Christian Ravis (1613–1677) was an itinerant German orientalist and theologian.

It has been questioned whether Ravis really mastered the languages he claimed to teach: whether his competence extended further than Turkish. His reputation with Jacobus Golius was undermined by Nicolaus Petri of Aleppo, who worked for Ravis copying manuscripts.

==Life==
He was son of John Raue, deacon of the Nikolaikirche at Berlin, and was born on 25 January 1613 at Berlin, where he went to school at Berlinisches Gymnasium zum Grauen Kloster.
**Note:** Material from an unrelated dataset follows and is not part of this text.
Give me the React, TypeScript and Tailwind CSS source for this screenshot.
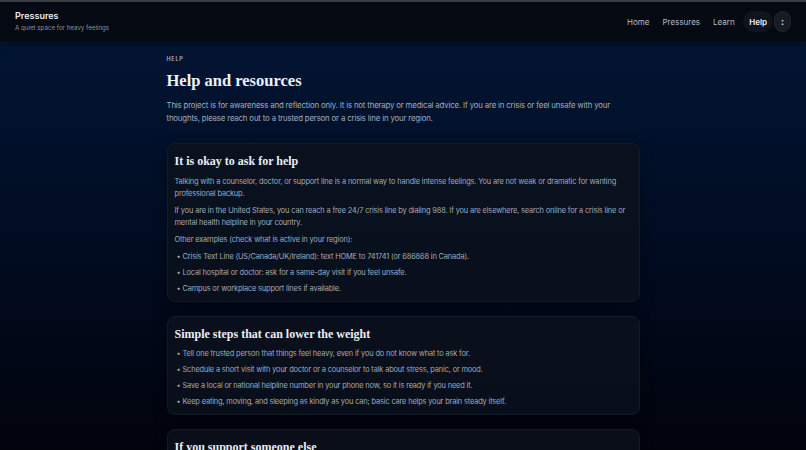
import React from "react";

const serif = { fontFamily: '"Liberation Serif", "DejaVu Serif", serif' };

const navItems = ["Home", "Pressures", "Learn"];

const sections = [
  {
    title: "It is okay to ask for help",
    paras: [
      "Talking with a counselor, doctor, or support line is a normal way to handle intense feelings. You are not weak or dramatic for wanting professional backup.",
      "If you are in the United States, you can reach a free 24/7 crisis line by dialing 988. If you are elsewhere, search online for a crisis line or mental health helpline in your country.",
      "Other examples (check what is active in your region):",
    ],
    items: [
      "Crisis Text Line (US/Canada/UK/Ireland): text HOME to 741741 (or 686868 in Canada).",
      "Local hospital or doctor: ask for a same-day visit if you feel unsafe.",
      "Campus or workplace support lines if available.",
    ],
  },
  {
    title: "Simple steps that can lower the weight",
    paras: [],
    items: [
      "Tell one trusted person that things feel heavy, even if you do not know what to ask for.",
      "Schedule a short visit with your doctor or a counselor to talk about stress, panic, or mood.",
      "Save a local or national helpline number in your phone now, so it is ready if you need it.",
      "Keep eating, moving, and sleeping as kindly as you can; basic care helps your brain steady itself.",
    ],
  },
  {
    title: "If you support someone else",
    paras: [
      "Listen without rushing to fix things. Ask directly how they are doing and whether they feel safe, and help them reach a professional if they need more support.",
    ],
    items: [],
  },
];

export default function App() {
  return (
    <div
      className="min-h-screen bg-gradient-to-b from-[#021737] via-[#010b1f] to-[#010206] text-[#a9b1c0]"
      style={{ fontFamily: 'Inter, "Noto Sans", sans-serif' }}
    >
      {/* Header */}
      <header className="h-[41px] border-t-2 border-[#3a3d43] bg-[#050911] flex items-center justify-between pl-[15px] pr-[15px] shadow-[0_4px_10px_rgba(0,0,0,0.35)]">
        <div className="flex flex-col">
          <span className="text-[9px] font-semibold text-[#e9edf4] leading-[12px]">Pressures</span>
          <span className="text-[6.2px] text-[#8b93a2] leading-[10px] mt-[1px]">A quiet space for heavy feelings</span>
        </div>
        <nav className="flex items-center text-[8px] text-[#b6bdc9]">
          {navItems.map((n) => (
            <span key={n} className="px-[6.5px]">{n}</span>
          ))}
          <span className="ml-[2px] px-[6px] h-[21px] flex items-center rounded-full bg-[#0f141d] text-[#f0f3f8] font-semibold">Help</span>
          <span className="ml-[1px] w-[17px] h-[21px] flex items-center justify-center rounded-full bg-[#161b24] border border-[#222833] text-[#e6e9ef] font-bold text-[9px]">
            :
          </span>
        </nav>
      </header>

      {/* Main */}
      <main className="w-[473px] mx-auto pt-[14px] pb-10">
        <p className="text-[5.5px] font-semibold tracking-[0.14em] text-[#aab2c1] leading-[8px]">HELP</p>
        <h1 style={serif} className="text-[16.5px] font-bold text-[#eef1f6] leading-[24px] mt-[6px]">
          Help and resources
        </h1>
        <p className="text-[7.8px] tracking-[-0.02em] leading-[13px] mt-[6px] text-[#a4acbb]">
          This project is for awareness and reflection only. It is not therapy or medical advice. If you are in crisis or feel unsafe with your thoughts, please reach out to a trusted person or a crisis line in your region.
        </p>

        <div className="flex flex-col gap-[14px] mt-[18px]">
          {sections.map((s) => (
            <section
              key={s.title}
              className="rounded-[8px] bg-[#0b111d]/80 border border-[#141b28] shadow-[0_6px_14px_rgba(0,0,0,0.35)] px-[7px] pt-[8px] pb-[6px]"
            >
              <h2 style={serif} className="text-[12px] font-bold text-[#e9edf3] leading-[18px]">
                {s.title}
              </h2>
              <div className="flex flex-col gap-[5px] mt-[6px]">
                {s.paras.map((p) => (
                  <p key={p} className="text-[7.4px] tracking-[-0.02em] leading-[12px] text-[#a2aab9]">{p}</p>
                ))}
              </div>
              {s.items.length > 0 && (
                <ul className={"flex flex-col gap-[4px] " + (s.paras.length ? "mt-[5px]" : "mt-[-1px]")}>
                  {s.items.map((it) => (
                    <li key={it} className="flex items-start text-[7.4px] tracking-[-0.02em] leading-[12px] text-[#a2aab9]">
                      <span className="w-[8px] shrink-0 pl-[2px]">•</span>
                      <span>{it}</span>
                    </li>
                  ))}
                </ul>
              )}
            </section>
          ))}
        </div>
      </main>
    </div>
  );
}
In 1630 he began the study of theology and oriental languages at Wittenberg, where he graduated M.A. in 1636. The same year he visited Stockholm, where he made the acquaintance of Peter, son of Hugo Grotius, and in 1637 Hamburg, Upsala, Copenhagen, Leyden, and Amsterdam.

Crossing to England in 1638, he fixed his quarters at Oxford, and corresponded with Archbishop James Ussher, who made him an allowance of £24 a year towards the expenses of a projected journey to the Levant in quest of manuscripts. He left England in 1639, and, passing through Paris, was introduced by Grotius to Richelieu, whose offer of a post in the French diplomatic service he declined. His money from Ussher was forwarded by Samuel Hartlib. At Smyrna he lodged with the British consul, Edward Stringer, while he acquired knowledge of the spoken languages of the Levant.

He then proceeded to Constantinople, where Edward Pococke procured him free quarters at the British embassy. He returned to Europe in 1642 with a collection of oriental manuscripts, and lectured at London (1642), where he was supported by Ussher and John Selden. He taught at Utrecht (1643), Amsterdam (1645) where he met John Pell and gave him an Arabic manuscript of Apollonius. Back in England in 1648, he was sponsored to give lectures in oriental languages for Sion College. In Oxford, where he took the covenant, he was elected fellow of Magdalen College and taught Hebrew. His book, A Generall Grammer for the Ebrew, Samaritan, Calde, Syriac, Arabic, and Ethiopic Tongue, was published in London in 1648. In this work he makes the eccentric argument that these six languages are in fact not merely related but all one language. Failing to obtain the chair of Arabic at Oxford, he accepted an offer of employment from Christina of Sweden, who appointed him professor of oriental languages at Upsala in 1650. Starting in 1669 he lectured on oriental languages at Kiel.

In 1672 Frederick William, Elector of Brandenburg procured him a chair at Frankfort-on-the-Oder, where he died on 21 June 1677, and was buried in the Oberkirche.